*RECORDS PROVIDED*
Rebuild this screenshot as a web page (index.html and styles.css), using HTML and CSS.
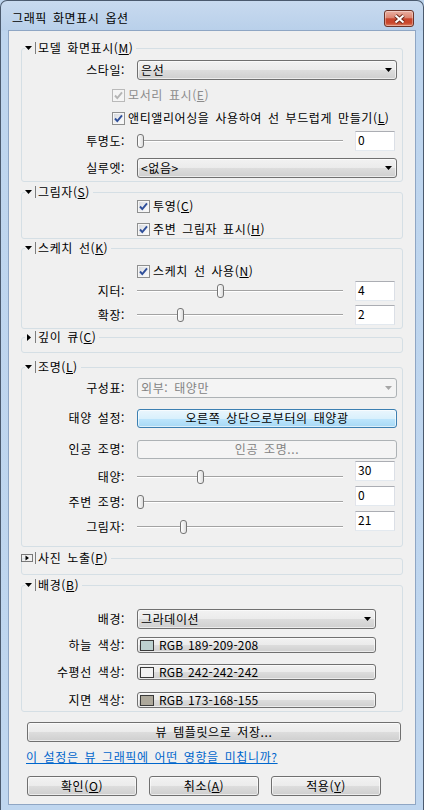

---

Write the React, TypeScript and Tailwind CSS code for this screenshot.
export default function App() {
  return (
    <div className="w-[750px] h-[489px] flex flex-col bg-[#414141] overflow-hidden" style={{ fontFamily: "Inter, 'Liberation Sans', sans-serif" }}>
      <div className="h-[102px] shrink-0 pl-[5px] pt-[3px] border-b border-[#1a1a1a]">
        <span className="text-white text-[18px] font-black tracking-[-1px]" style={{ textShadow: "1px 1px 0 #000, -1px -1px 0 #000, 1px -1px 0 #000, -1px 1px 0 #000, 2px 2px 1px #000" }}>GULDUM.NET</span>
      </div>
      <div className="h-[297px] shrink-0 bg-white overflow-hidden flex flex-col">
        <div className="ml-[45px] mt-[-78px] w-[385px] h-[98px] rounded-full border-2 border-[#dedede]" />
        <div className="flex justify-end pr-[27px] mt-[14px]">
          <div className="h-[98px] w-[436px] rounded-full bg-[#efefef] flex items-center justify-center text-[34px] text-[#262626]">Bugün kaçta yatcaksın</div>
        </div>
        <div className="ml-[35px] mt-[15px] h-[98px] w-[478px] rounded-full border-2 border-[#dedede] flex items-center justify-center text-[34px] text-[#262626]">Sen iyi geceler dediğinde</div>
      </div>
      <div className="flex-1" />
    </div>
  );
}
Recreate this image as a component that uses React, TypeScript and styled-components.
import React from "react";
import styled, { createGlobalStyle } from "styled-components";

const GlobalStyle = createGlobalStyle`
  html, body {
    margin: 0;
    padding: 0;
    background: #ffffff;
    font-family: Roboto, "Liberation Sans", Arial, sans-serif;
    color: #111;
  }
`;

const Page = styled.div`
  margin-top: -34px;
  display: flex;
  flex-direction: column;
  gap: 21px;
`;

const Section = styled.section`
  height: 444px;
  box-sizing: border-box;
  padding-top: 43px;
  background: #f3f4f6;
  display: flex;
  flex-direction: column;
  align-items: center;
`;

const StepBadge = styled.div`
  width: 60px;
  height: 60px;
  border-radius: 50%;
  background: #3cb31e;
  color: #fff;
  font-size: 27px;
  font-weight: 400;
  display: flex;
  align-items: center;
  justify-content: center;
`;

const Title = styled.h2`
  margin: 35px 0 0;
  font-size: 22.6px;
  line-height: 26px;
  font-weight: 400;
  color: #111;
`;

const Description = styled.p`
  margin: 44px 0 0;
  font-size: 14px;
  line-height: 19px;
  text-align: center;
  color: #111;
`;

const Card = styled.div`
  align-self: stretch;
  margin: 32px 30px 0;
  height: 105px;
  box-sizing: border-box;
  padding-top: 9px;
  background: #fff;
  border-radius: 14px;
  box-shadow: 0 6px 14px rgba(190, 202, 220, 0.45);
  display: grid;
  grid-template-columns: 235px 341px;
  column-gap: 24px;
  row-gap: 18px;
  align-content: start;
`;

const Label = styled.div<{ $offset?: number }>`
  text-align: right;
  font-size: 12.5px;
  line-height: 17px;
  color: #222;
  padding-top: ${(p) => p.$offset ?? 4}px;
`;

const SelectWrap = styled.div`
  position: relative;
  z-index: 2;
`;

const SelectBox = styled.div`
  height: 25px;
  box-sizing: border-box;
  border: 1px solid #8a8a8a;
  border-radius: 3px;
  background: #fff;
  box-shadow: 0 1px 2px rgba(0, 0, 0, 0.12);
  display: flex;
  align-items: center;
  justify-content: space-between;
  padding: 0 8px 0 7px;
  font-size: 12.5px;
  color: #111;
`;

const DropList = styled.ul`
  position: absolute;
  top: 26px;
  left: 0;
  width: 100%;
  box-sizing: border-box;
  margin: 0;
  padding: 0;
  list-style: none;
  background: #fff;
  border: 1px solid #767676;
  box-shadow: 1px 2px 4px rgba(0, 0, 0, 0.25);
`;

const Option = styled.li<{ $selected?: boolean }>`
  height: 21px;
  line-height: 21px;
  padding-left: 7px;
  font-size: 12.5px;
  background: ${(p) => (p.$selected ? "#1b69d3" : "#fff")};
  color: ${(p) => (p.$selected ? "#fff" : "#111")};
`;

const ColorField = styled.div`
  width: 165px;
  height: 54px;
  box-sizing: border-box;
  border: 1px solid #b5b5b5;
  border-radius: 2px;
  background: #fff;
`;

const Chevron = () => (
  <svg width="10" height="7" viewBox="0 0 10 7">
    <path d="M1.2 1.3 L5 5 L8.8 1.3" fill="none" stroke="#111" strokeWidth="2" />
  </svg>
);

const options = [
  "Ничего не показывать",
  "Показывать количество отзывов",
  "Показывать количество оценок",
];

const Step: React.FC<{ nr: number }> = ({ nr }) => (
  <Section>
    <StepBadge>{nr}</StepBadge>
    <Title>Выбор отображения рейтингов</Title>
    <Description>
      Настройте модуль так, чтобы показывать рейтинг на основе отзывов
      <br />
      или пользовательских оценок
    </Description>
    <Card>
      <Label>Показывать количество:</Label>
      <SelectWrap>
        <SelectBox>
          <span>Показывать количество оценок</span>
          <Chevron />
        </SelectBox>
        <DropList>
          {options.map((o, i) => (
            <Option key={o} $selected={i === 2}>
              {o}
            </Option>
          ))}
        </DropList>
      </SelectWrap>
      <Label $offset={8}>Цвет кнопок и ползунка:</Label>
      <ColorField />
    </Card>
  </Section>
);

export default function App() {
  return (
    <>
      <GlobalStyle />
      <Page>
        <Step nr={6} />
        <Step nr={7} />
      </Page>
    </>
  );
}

==

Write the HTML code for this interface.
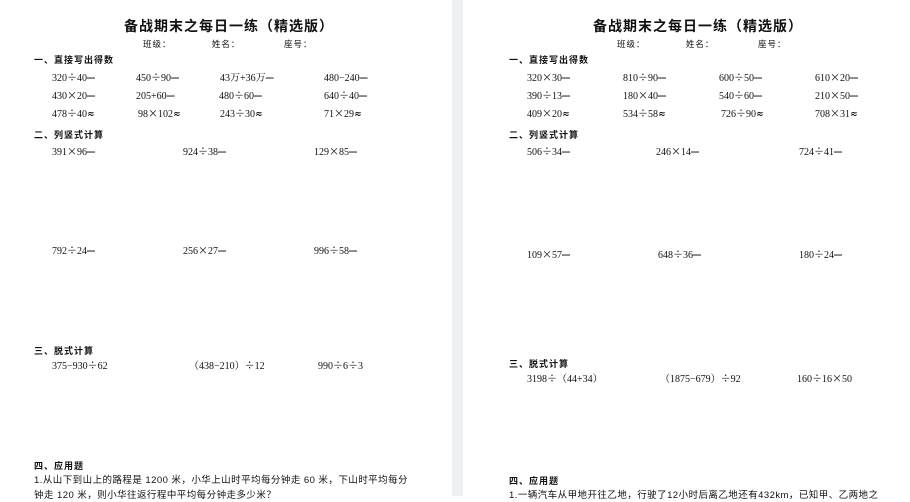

*AIM*
Count the lines of the data that contain the string "code", and reply with that number alone.

*TASK RESULT*
2